Understanding Oracle licensing begins with three foundational truths that every enterprise buyer should internalise before entering any commercial discussion:
First: Oracle defines compliance, not you. Oracle's licensing rules are contained in its Oracle Technology License and Services Agreement (OTLSA), product-specific licensing terms, and a body of technical policy documents that are not always publicly available. The vendor's interpretation of these rules — applied during an audit — often differs from what enterprise buyers understood at the time of purchase.
Second: Oracle's revenue model depends on under-licensing being discovered. Oracle's License Management Services (LMS) team generates significant revenue through audit-driven true-ups. The commercial structure of LMS creates strong incentives to find licence gaps — and Oracle's licensing rules are complex enough that gaps are almost always present.
Third: Oracle's list prices are a starting point, not an anchor. Oracle has significant margin in its licence and support pricing. Enterprises that understand market rates, leverage their renewal timing, and deploy the right negotiation tactics consistently achieve discounts of 25–50% against Oracle's initial positions.
Database Licensing: Processor vs Named User Plus
Oracle Database — still the most widely deployed enterprise database — is licensed under two primary metrics. Choosing the wrong metric, or allowing Oracle to default you into one, can cost millions of dollars over a multi-year contract.
Processor Licensing
Processor licensing is calculated based on the number of physical processor cores running Oracle software, multiplied by a core factor that varies by processor type. Intel and AMD processors carry a core factor of 0.5, meaning a 32-core server requires 16 processor licences. Oracle SPARC T-series processors carry a lower factor (0.25 for SPARC T4 and above).
Processor licensing is mandatory when the number of users accessing the database cannot be determined or controlled — common in web-facing deployments, shared services environments, and cloud platforms. It is also the metric Oracle prefers for cloud deployments, where processor counts are often higher than equivalent on-premises environments.
Named User Plus (NUP) Licensing
NUP licensing is based on the number of individual users or devices accessing Oracle software, subject to minimum NUP counts per processor. For Oracle Database Enterprise Edition, the minimum is 25 NUPs per processor core (after applying core factors). For Standard Edition 2, minimums apply per server.
NUP licensing can deliver significant savings in controlled environments where user populations are small and measurable. Enterprises with large processor counts but limited user communities — common in manufacturing, healthcare operations, and internal ERP deployments — should always model the NUP alternative before accepting processor pricing.
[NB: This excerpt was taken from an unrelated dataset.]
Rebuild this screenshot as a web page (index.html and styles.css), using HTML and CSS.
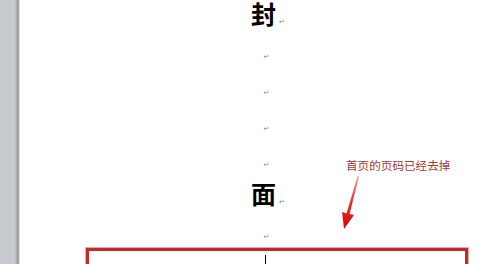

| Metric | Best for | Minimum Requirements | Key Risk |
|---|---|---|---|
| Processor | Large/unknown user bases, internet-facing | All cores × core factor | Virtualisation compliance, cloud sprawl |
| Named User Plus | Known, controlled user populations | 25 NUPs per processor (EE) | User count creep, indirect access |
| Full Use | Standard deployments | Per above metrics | Broad usage rights, often oversized |
| Application Specific | Restricted to specific applications | Varies by application | Indirect access violations |
Oracle ULA: Unlimited License Agreements Explained
An Oracle Unlimited License Agreement (ULA) grants an enterprise the right to deploy an unlimited quantity of specified Oracle products for a fixed term — typically three years, sometimes five. At the end of the ULA term, the enterprise certifies its actual deployment count, which becomes its perpetual licence entitlement.
ULAs are among the most complex commercial structures in enterprise software. They can deliver exceptional value — but only under specific conditions that Oracle's sales team will not always volunteer.
We have reviewed more than 140 Oracle ULA agreements. Fewer than 40% of enterprises who sign a ULA achieve better economics than the equivalent perpetual licence purchase would have delivered. The reasons are almost always the same: over-commitment at signing, under-deployment during the term, or miscertification at exit.
When a ULA Makes Sense
A ULA delivers value when the enterprise has a credible and achievable deployment programme that will consume significantly more licences than the ULA threshold (the implied equivalent licence value). Common scenarios include major cloud migrations, M&A integration programmes, and rapid global rollouts of Oracle ERP or database infrastructure.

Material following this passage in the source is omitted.